■ SET TASK ■
Print the entries that appear below, exactly as written and without their pictures.

____

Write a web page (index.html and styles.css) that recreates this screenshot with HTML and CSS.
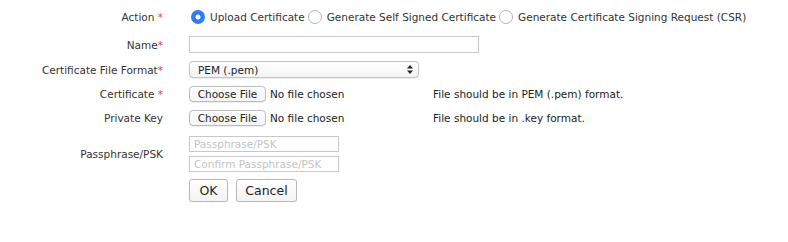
FILE: index.html
```html
<!DOCTYPE html>
<html lang="en">

<head>
  <meta charset="UTF-8">
  <title>Certificate</title>
  <link rel="stylesheet" href="styles.css">
</head>

<body>
  <form class="cert-form">
    <!-- Action -->
    <div class="row row-action">
      <div class="label">Action <span class="req">*</span></div>
      <div class="controls radios">
        <label class="radio"><input type="radio" name="action" checked> Upload Certificate</label>
        <label class="radio"><input type="radio" name="action"> Generate Self Signed Certificate</label>
        <label class="radio"><input type="radio" name="action"> Generate Certificate Signing Request (CSR)</label>
      </div>
    </div>

    <div class="row row-name">
      <div class="label">Name<span class="req">*</span></div>
      <div class="controls"><input type="text" class="text-input name-input"></div>
    </div>

    <div class="row row-format">
      <div class="label">Certificate File Format<span class="req">*</span></div>
      <div class="controls">
        <div class="select-wrap">
          <select class="select">
            <option>PEM (.pem)</option>
            <option>DER (.der)</option>
            <option>PKCS12 (.p12)</option>
          </select>
          <svg class="select-arrows" width="6" height="9" viewBox="0 0 6 9">
            <path d="M3 0 L6 3.5 L0 3.5 Z M3 9 L6 5.5 L0 5.5 Z" fill="#222"/>
          </svg>
        </div>
      </div>
    </div>

    <div class="row row-file">
      <div class="label">Certificate <span class="req">*</span></div>
      <div class="controls file-cell">
        <span class="file-btn">Choose File</span><span class="file-name">No file chosen</span>
      </div>
      <div class="help">File should be in PEM (.pem) format.</div>
    </div>

    <div class="row row-file">
      <div class="label">Private Key</div>
      <div class="controls file-cell">
        <span class="file-btn">Choose File</span><span class="file-name">No file chosen</span>
      </div>
      <div class="help">File should be in .key format.</div>
    </div>

    <div class="row row-pass">
      <div class="label">Passphrase/PSK</div>
      <div class="controls stack">
        <input type="password" class="text-input pass-input" placeholder="Passphrase/PSK">
        <input type="password" class="text-input pass-input" placeholder="Confirm Passphrase/PSK">
      </div>
    </div>

    <div class="row row-buttons">
      <div class="label"></div>
      <div class="controls buttons">
        <button type="submit" class="btn btn-ok">OK</button>
        <button type="button" class="btn btn-cancel">Cancel</button>
      </div>
    </div>
  </form>
</body>

</html>
```

FILE: styles.css
```css
/* General */
body {
  margin: 0;
  padding: 8px 0 0 0;
  background: #fff;
  font-family: 'DejaVu Sans', sans-serif;
  font-size: 10.5px;
  color: #333;
}

.cert-form {
  display: flex;
  flex-direction: column;
}

/* Rows */
.row {
  display: flex;
  align-items: center;
}

.label {
  width: 165px;
  flex-shrink: 0;
  text-align: right;
  box-sizing: border-box;
  padding-right: 2px;
  margin-right: 24px;
}

.req {
  color: #e8413a;
}

.row-action {
  height: 18px;
}

.row-name {
  margin-top: 10px;
}

.row-format {
  margin-top: 8px;
}

.row-file {
  margin-top: 8px;
}

.row-pass {
  margin-top: 10px;
}

.row-buttons {
  margin-top: 7px;
}

/* Radios */
.radios {
  display: flex;
  align-items: center;
}

.radio {
  display: flex;
  align-items: center;
  margin-right: 1px;
}

.radio input {
  appearance: none;
  -webkit-appearance: none;
  width: 14px;
  height: 14px;
  margin: 0 5px 0 2px;
  border: 1px solid #b4b4b4;
  border-radius: 50%;
  background: #fff;
  box-sizing: border-box;
}

.radio input:checked {
  border: none;
  background: radial-gradient(circle, #fff 0 2.2px, #2f7cf6 2.8px);
}

/* Inputs */
.text-input {
  display: block;
  height: 17px;
  padding: 0 4px;
  margin: 0;
  border: 1px solid #c8c8c8;
  box-sizing: border-box;
  font-family: inherit;
  font-size: 10.5px;
  color: #333;
  outline: none;
}

.text-input::placeholder {
  color: #c4c4c4;
}

.name-input {
  width: 290px;
}

.pass-input {
  width: 150px;
  height: 16px;
}

.stack {
  display: flex;
  flex-direction: column;
  gap: 4px;
}

/* Select */
.select-wrap {
  position: relative;
  width: 230px;
}

.select {
  appearance: none;
  -webkit-appearance: none;
  display: block;
  width: 100%;
  height: 17px;
  margin: 0;
  padding: 0 8px;
  border: 1px solid #c2c2c2;
  border-radius: 4px;
  background: linear-gradient(#fff, #f4f4f4);
  font-family: inherit;
  font-size: 10.5px;
  color: #222;
  box-shadow: 0 0.5px 0.5px rgba(0, 0, 0, 0.12);
}

.select-arrows {
  position: absolute;
  right: 6px;
  top: 4px;
  pointer-events: none;
}

/* File picker */
.file-cell {
  width: 244px;
  display: flex;
  align-items: center;
}

.file-btn {
  display: inline-block;
  width: 77px;
  height: 16px;
  line-height: 14px;
  border: 1px solid #bcbcbc;
  border-radius: 4px;
  box-sizing: border-box;
  text-align: center;
  background: linear-gradient(#fff, #f6f6f6);
  color: #222;
  box-shadow: 0 0.5px 0.5px rgba(0, 0, 0, 0.12);
}

.file-name {
  margin-left: 4px;
  color: #222;
}

.help {
  color: #222;
}

/* Buttons */
.buttons {
  display: flex;
  gap: 8px;
}

.btn {
  height: 23px;
  padding: 0;
  border: 1px solid #b8b8b8;
  border-radius: 3px;
  background: linear-gradient(#fff, #f3f3f3);
  box-shadow: 0 1px 1px rgba(0, 0, 0, 0.15);
  font-family: inherit;
  font-size: 12.5px;
  color: #222;
}

.btn-ok {
  width: 39px;
}

.btn-cancel {
  width: 61px;
}
```
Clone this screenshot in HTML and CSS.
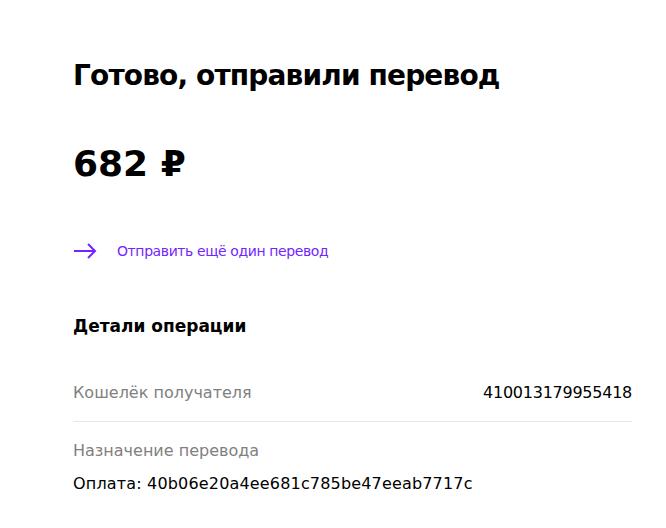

____

■ COMPLETE RESPONSE ■
Write a web page (index.html and styles.css) that recreates this screenshot with HTML and CSS.
FILE: index.html
```html
<!DOCTYPE html>
<html lang="en">

<head>
  <meta charset="UTF-8">
  <title>Certificate</title>
  <link rel="stylesheet" href="styles.css">
</head>

<body>
  <form class="cert-form">
    <!-- Action -->
    <div class="row row-action">
      <div class="label">Action <span class="req">*</span></div>
      <div class="controls radios">
        <label class="radio"><input type="radio" name="action" checked> Upload Certificate</label>
        <label class="radio"><input type="radio" name="action"> Generate Self Signed Certificate</label>
        <label class="radio"><input type="radio" name="action"> Generate Certificate Signing Request (CSR)</label>
      </div>
    </div>

    <div class="row row-name">
      <div class="label">Name<span class="req">*</span></div>
      <div class="controls"><input type="text" class="text-input name-input"></div>
    </div>

    <div class="row row-format">
      <div class="label">Certificate File Format<span class="req">*</span></div>
      <div class="controls">
        <div class="select-wrap">
          <select class="select">
            <option>PEM (.pem)</option>
            <option>DER (.der)</option>
            <option>PKCS12 (.p12)</option>
          </select>
          <svg class="select-arrows" width="6" height="9" viewBox="0 0 6 9">
            <path d="M3 0 L6 3.5 L0 3.5 Z M3 9 L6 5.5 L0 5.5 Z" fill="#222"/>
          </svg>
        </div>
      </div>
    </div>

    <div class="row row-file">
      <div class="label">Certificate <span class="req">*</span></div>
      <div class="controls file-cell">
        <span class="file-btn">Choose File</span><span class="file-name">No file chosen</span>
      </div>
      <div class="help">File should be in PEM (.pem) format.</div>
    </div>

    <div class="row row-file">
      <div class="label">Private Key</div>
      <div class="controls file-cell">
        <span class="file-btn">Choose File</span><span class="file-name">No file chosen</span>
      </div>
      <div class="help">File should be in .key format.</div>
    </div>

    <div class="row row-pass">
      <div class="label">Passphrase/PSK</div>
      <div class="controls stack">
        <input type="password" class="text-input pass-input" placeholder="Passphrase/PSK">
        <input type="password" class="text-input pass-input" placeholder="Confirm Passphrase/PSK">
      </div>
    </div>

    <div class="row row-buttons">
      <div class="label"></div>
      <div class="controls buttons">
        <button type="submit" class="btn btn-ok">OK</button>
        <button type="button" class="btn btn-cancel">Cancel</button>
      </div>
    </div>
  </form>
</body>

</html>
```

FILE: styles.css
```css
/* General */
body {
  margin: 0;
  padding: 8px 0 0 0;
  background: #fff;
  font-family: 'DejaVu Sans', sans-serif;
  font-size: 10.5px;
  color: #333;
}

.cert-form {
  display: flex;
  flex-direction: column;
}

/* Rows */
.row {
  display: flex;
  align-items: center;
}

.label {
  width: 165px;
  flex-shrink: 0;
  text-align: right;
  box-sizing: border-box;
  padding-right: 2px;
  margin-right: 24px;
}

.req {
  color: #e8413a;
}

.row-action {
  height: 18px;
}

.row-name {
  margin-top: 10px;
}

.row-format {
  margin-top: 8px;
}

.row-file {
  margin-top: 8px;
}

.row-pass {
  margin-top: 10px;
}

.row-buttons {
  margin-top: 7px;
}

/* Radios */
.radios {
  display: flex;
  align-items: center;
}

.radio {
  display: flex;
  align-items: center;
  margin-right: 1px;
}

.radio input {
  appearance: none;
  -webkit-appearance: none;
  width: 14px;
  height: 14px;
  margin: 0 5px 0 2px;
  border: 1px solid #b4b4b4;
  border-radius: 50%;
  background: #fff;
  box-sizing: border-box;
}

.radio input:checked {
  border: none;
  background: radial-gradient(circle, #fff 0 2.2px, #2f7cf6 2.8px);
}

/* Inputs */
.text-input {
  display: block;
  height: 17px;
  padding: 0 4px;
  margin: 0;
  border: 1px solid #c8c8c8;
  box-sizing: border-box;
  font-family: inherit;
  font-size: 10.5px;
  color: #333;
  outline: none;
}

.text-input::placeholder {
  color: #c4c4c4;
}

.name-input {
  width: 290px;
}

.pass-input {
  width: 150px;
  height: 16px;
}

.stack {
  display: flex;
  flex-direction: column;
  gap: 4px;
}

/* Select */
.select-wrap {
  position: relative;
  width: 230px;
}

.select {
  appearance: none;
  -webkit-appearance: none;
  display: block;
  width: 100%;
  height: 17px;
  margin: 0;
  padding: 0 8px;
  border: 1px solid #c2c2c2;
  border-radius: 4px;
  background: linear-gradient(#fff, #f4f4f4);
  font-family: inherit;
  font-size: 10.5px;
  color: #222;
  box-shadow: 0 0.5px 0.5px rgba(0, 0, 0, 0.12);
}

.select-arrows {
  position: absolute;
  right: 6px;
  top: 4px;
  pointer-events: none;
}

/* File picker */
.file-cell {
  width: 244px;
  display: flex;
  align-items: center;
}

.file-btn {
  display: inline-block;
  width: 77px;
  height: 16px;
  line-height: 14px;
  border: 1px solid #bcbcbc;
  border-radius: 4px;
  box-sizing: border-box;
  text-align: center;
  background: linear-gradient(#fff, #f6f6f6);
  color: #222;
  box-shadow: 0 0.5px 0.5px rgba(0, 0, 0, 0.12);
}

.file-name {
  margin-left: 4px;
  color: #222;
}

.help {
  color: #222;
}

/* Buttons */
.buttons {
  display: flex;
  gap: 8px;
}

.btn {
  height: 23px;
  padding: 0;
  border: 1px solid #b8b8b8;
  border-radius: 3px;
  background: linear-gradient(#fff, #f3f3f3);
  box-shadow: 0 1px 1px rgba(0, 0, 0, 0.15);
  font-family: inherit;
  font-size: 12.5px;
  color: #222;
}

.btn-ok {
  width: 39px;
}

.btn-cancel {
  width: 61px;
}
```
Clone this screenshot in HTML and CSS.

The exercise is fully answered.